May a California employer require its employees to be vaccinated against COVID-19? This is a question with much commentary yet little clarity. The answer depends on the circumstances.
California is one of the few states that does not require religious exemptions to vaccine mandates to be offered in certain circumstance, such as requiring vaccination for students before they enroll at school. The California Supreme Court has said repeatedly that a constitutional right to practice a particular religion does not trump another person’s right to not be sick. Courts have deferred to the legislature to determine whether a vaccine is safe enough to be required; they do not second guess judgement in that area.
Of course, California’s government has not mandated COVID-19 vaccines; instead, it has offered guidance. The Department of Fair Employment and Housing (DFEH), the main agency enforcing employment laws, issued a handout titled DFEH Employment Information on COVID-19, which details DFEH’s general guidance on COVID-19 issues in the workplace, including mandatory vaccination. In general, the DFEH asserts that under FEHA – the primary anti-discrimination law the DFEH enforces – employers who require their employees to be vaccinated must still comply with FEHA’s protections, including its religious exemptions. DFEH guidelines recite that FEHA requires employers to reasonably accommodate their employees’ sincerely-held religious beliefs or practices, including those which prevent these employees from being vaccinated against COVID-19.
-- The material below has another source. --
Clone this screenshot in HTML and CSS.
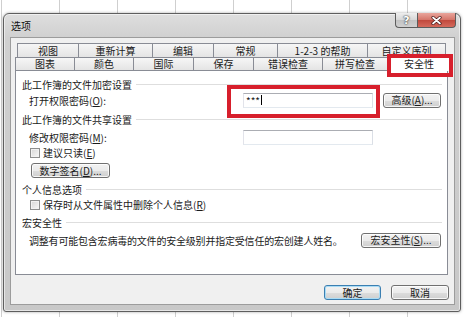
FILE: index.html
```html
<!DOCTYPE html>
<html lang="zh-CN">
<head>
  <meta charset="UTF-8">
  <title>选项</title>
  <link rel="stylesheet" href="styles.css">
</head>
<body>

<div class="window">
  <div class="titlebar">
    <div class="title">选项</div>
    <div class="caption-buttons">
      <div class="cap-btn help-btn">?</div>
      <div class="cap-btn close-btn">
        <svg width="11" height="9" viewBox="0 0 11 9">
          <path d="M2 1.5l7 6M9 1.5l-7 6" stroke="#4a1a1a" stroke-width="3.2" stroke-linecap="round"/>
          <path d="M2 1.5l7 6M9 1.5l-7 6" stroke="#fff" stroke-width="1.7" stroke-linecap="round"/>
        </svg>
      </div>
    </div>
  </div>

  <div class="client">
    <div class="tab-row back-row">
      <div class="tab">视图</div>
      <div class="tab">重新计算</div>
      <div class="tab">编辑</div>
      <div class="tab">常规</div>
      <div class="tab">1-2-3 的帮助</div>
      <div class="tab">自定义序列</div>
    </div>
    <div class="tab-row front-row">
      <div class="tab">图表</div>
      <div class="tab">颜色</div>
      <div class="tab">国际</div>
      <div class="tab">保存</div>
      <div class="tab">错误检查</div>
      <div class="tab">拼写检查</div>
      <div class="tab selected">安全性</div>
    </div>

    <div class="panel">
      <div class="group-head"><span>此工作簿的文件加密设置</span><div class="line"></div></div>
      <div class="field-row">
        <div class="label">打开权限密码(<u>O</u>):</div>
        <div class="textbox">***<span class="caret"></span></div>
        <div class="btn btn-adv">高级(<u>A</u>)...</div>
      </div>

      <div class="group-head gap3"><span>此工作簿的文件共享设置</span><div class="line"></div></div>
      <div class="field-row gap2">
        <div class="label">修改权限密码(<u>M</u>):</div>
        <div class="textbox"></div>
      </div>
      <div class="check-row">
        <div class="check"></div>
        <span>建议只读(<u>E</u>)</span>
      </div>
      <div class="btn btn-sign">数字签名(<u>D</u>)...</div>

      <div class="group-head gap3"><span>个人信息选项</span><div class="line"></div></div>
      <div class="check-row">
        <div class="check"></div>
        <span>保存时从文件属性中删除个人信息(<u>R</u>)</span>
      </div>

      <div class="group-head gap2"><span>宏安全性</span><div class="line"></div></div>
      <div class="macro-row">
        <div class="macro-text">调整有可能包含宏病毒的文件的安全级别并指定受信任的宏创建人姓名。</div>
        <div class="btn btn-macro">宏安全性(<u>S</u>)...</div>
      </div>
    </div>

    <div class="dialog-buttons">
      <div class="btn btn-ok">确定</div>
      <div class="btn btn-cancel">取消</div>
    </div>
  </div>
</div>

<!-- red marks drawn over the screenshot -->
<div class="mark mark-tab"></div>
<div class="mark mark-pass"></div>

</body>
</html>
```

FILE: styles.css
```css
body {
  margin: 0;
  width: 464px;
  height: 317px;
  overflow: hidden;
  position: relative;
  font-family: "Noto Sans CJK SC", "Liberation Sans", sans-serif;
  font-size: 10px;
  color: #1a1a1a;
  background-color: #fff;
  background-image: linear-gradient(to right, #cfcfcf 1px, transparent 1px);
  background-size: 58px 100%;
  background-position: 1px 0;
}
.window {
  margin: 13px 0 0 3px;
  width: 458px;
  height: 299px;
  box-sizing: border-box;
  border: 1px solid #5e5e5e;
  border-radius: 6px 6px 3px 3px;
  padding: 0 5px 6px 6px;
  background: linear-gradient(to bottom, #dedede 0, #d0d0d0 24px, #c8c8c8 100%);
  box-shadow: inset 0 0 0 1px rgba(255,255,255,0.55), 0 0 3px rgba(0,0,0,0.35);
  display: flex;
  flex-direction: column;
}
.titlebar {
  height: 23px;
  display: flex;
  justify-content: space-between;
}
.title {
  align-self: center;
  padding-left: 1px;
  font-size: 10px;
  color: #111;
}
.caption-buttons {
  display: flex;
  margin-top: -1px;
  margin-right: -1px;
}
.cap-btn {
  height: 15px;
  box-sizing: border-box;
  border: 1px solid #5c5c5c;
  border-top: none;
  display: flex;
  align-items: center;
  justify-content: center;
}
.help-btn {
  width: 22px;
  border-right: none;
  border-radius: 0 0 0 4px;
  background: linear-gradient(to bottom, #eeeeee 0, #d6d6d6 50%, #c2c2c2 51%, #d0d0d0 100%);
  color: #fff;
  font-family: "DejaVu Sans", sans-serif;
  font-weight: bold;
  font-size: 11px;
  text-shadow: 0 0 2px #333, 0 0 1px #333;
}
.close-btn {
  width: 39px;
  border-radius: 0 0 4px 0;
  background: linear-gradient(to bottom, #e9a59c 0, #d47468 50%, #c0483c 51%, #d56a5c 100%);
}
.client {
  height: 268px;
  box-sizing: border-box;
  border: 1px solid #9c9c9c;
  background-color: #f0f0f0;
}
.tab-row {
  display: grid;
}
.back-row {
  margin: 5px 0 0 6px;
  grid-template-columns: 61px 74px 61px 64px 90px 79px;
  grid-template-rows: 14px;
}
.front-row {
  margin-left: 4px;
  grid-template-columns: 59px 59px 60px 60px 69px 65px 64px;
  grid-template-rows: 13px;
}
.tab {
  box-sizing: border-box;
  border-top: 1px solid #898c95;
  border-left: 1px solid #898c95;
  background: linear-gradient(to bottom, #f6f6f6, #e4e4e4);
  display: flex;
  align-items: center;
  justify-content: center;
  line-height: 1;
  white-space: nowrap;
}
.tab:last-child {
  border-right: 1px solid #898c95;
}
.tab.selected {
  margin-top: -2px;
  height: 16px;
  padding-top: 1px;
  background: #fff;
  position: relative;
  z-index: 1;
}
.panel {
  margin-left: 4px;
  width: 433px;
  height: 205px;
  box-sizing: border-box;
  border: 1px solid #898c95;
  background-color: #fff;
  padding: 5px 5px 0 6px;
}
.group-head {
  height: 16px;
  display: flex;
  align-items: center;
}
.group-head .line {
  flex: 1;
  height: 1px;
  margin-left: 4px;
  background-color: #dedede;
}
.gap2 { margin-top: 2px; }
.gap3 { margin-top: 3px; }
.field-row {
  height: 16px;
  display: flex;
  align-items: center;
}
.label {
  width: 221px;
  box-sizing: border-box;
  padding-left: 7px;
}
.textbox {
  width: 130px;
  height: 15px;
  box-sizing: border-box;
  border: 1px solid #abadb3;
  border-color: #abadb3 #dbdfe6 #e3e9ef #e2e3ea;
  background: #fff;
  padding-left: 2px;
  font-size: 10px;
  line-height: 13px;
  display: flex;
  align-items: center;
}
.caret {
  display: inline-block;
  width: 1px;
  height: 10px;
  margin-left: 1px;
  background-color: #000;
}
.btn {
  height: 15px;
  box-sizing: border-box;
  border: 1px solid #707070;
  border-radius: 3px;
  background: linear-gradient(to bottom, #f2f2f2 0, #ebebeb 50%, #dddddd 51%, #cfcfcf 100%);
  box-shadow: inset 0 0 0 1px rgba(255,255,255,0.8);
  display: flex;
  align-items: center;
  justify-content: center;
  line-height: 1;
  white-space: nowrap;
}
.btn-adv {
  width: 58px;
  margin-left: 10px;
}
.check-row {
  height: 15px;
  display: flex;
  align-items: center;
  padding-left: 8px;
  gap: 3px;
}
.check {
  width: 10px;
  height: 10px;
  box-sizing: border-box;
  border: 1px solid #8e8f8f;
  background: linear-gradient(135deg, #d6d6d6, #f8f8f8);
  box-shadow: inset 0 0 0 1px #f2f2f2;
}
.btn-sign {
  width: 79px;
  margin: 3px 0 0 9px;
}
.macro-row {
  height: 16px;
  margin-top: 2px;
  display: flex;
  align-items: center;
}
.macro-text {
  padding-left: 7px;
  letter-spacing: -0.2px;
  white-space: nowrap;
}
.btn-macro {
  width: 80px;
  margin-left: auto;
  margin-right: 1px;
}
.dialog-buttons {
  margin-top: 10px;
  padding-right: 5px;
  display: flex;
  justify-content: flex-end;
  gap: 10px;
}
.btn-ok {
  width: 57px;
  border-color: #3c7fb1;
  box-shadow: inset 0 0 0 1px #a9dcf6;
}
.btn-cancel {
  width: 58px;
}
.mark {
  position: absolute;
  box-sizing: border-box;
  border: 4px solid #d71f2c;
  z-index: 5;
}
.mark-tab {
  left: 387px;
  top: 54px;
  width: 66px;
  height: 23px;
}
.mark-pass {
  left: 227px;
  top: 85px;
  width: 153px;
  height: 33px;
}
```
But this exemption is not a blank-check for employees seeking to avoid vaccination. To claim the exemption, the religious belief or practices must be relatively well-known and traditionally considered as “religion.” Veganism, for example, has been rejected as a religious belief justifying vaccine exemption.
Courts will also inquire into whether a belief is sincerely held. If an employee has never refused a vaccination until now, that suggests his objection to a COVID-19 vaccine is based on something other than his sincerely-held religious belief, such as an objection to the efficacy or safety of the vaccine. According to the DFEH’s guidelines, employers do not need to accommodate an employee’s objection to receiving vaccines if the objection is based on safety or efficacy. Nor do employers have to accommodate sincerely held religious beliefs if it means the employee cannot perform his essential job functions. That is not a “reasonable” accommodation under FEHA.
However, the DFEH’s guidance suffers from a deep lack of clarity, because it expressly addresses FDA-“approved” vaccines, not vaccines that are FDA “authorized and recommended,” which the DFEH carefully distinguishes in the handout:
“The U.S. Food and Drug Administration (FDA) authorized and recommended three vaccines against COVD-19 infection, and the FDA may approve other vaccines for use in the United States. As safe and effective vaccines against COVID-19 infection become more widely available, employers may wish to encourage their employees to get vaccinated. Here, DFEH does not provide guidance on whether or to what extent an employer should mandate vaccination within its workforce. Rather, this FAQ and the following FAQs address how an employer complies with the FEHA if it decides to require employees to be vaccinated against COVID-19 infection with an FDA-approved vaccine.”
In other words, the DFEH guidelines say a lot, but provide little concrete help. The crux of the issue created by this paragraph is whether the DFEH is suggesting that employers may mandate a vaccine only if the vaccine is “FDA-approved,” or whether employers may lawfully requires one of the three COVID-19 vaccines, which currently are only “authorized and recommended.”
Finally, countless other legal issues and complexities are raised by employer mandates. For instance, whether the employer is a private entity or the government raises differing issues and legal complications. Further, the logistics of enforcing such a mandate are exceedingly complicated, as employers generally cannot control an employee’s off-duty conduct, and they are also limited to what type of medical information may be discussed or disclosed while at work. Both employees and employers should seek competent counsel with specific questions on these matters.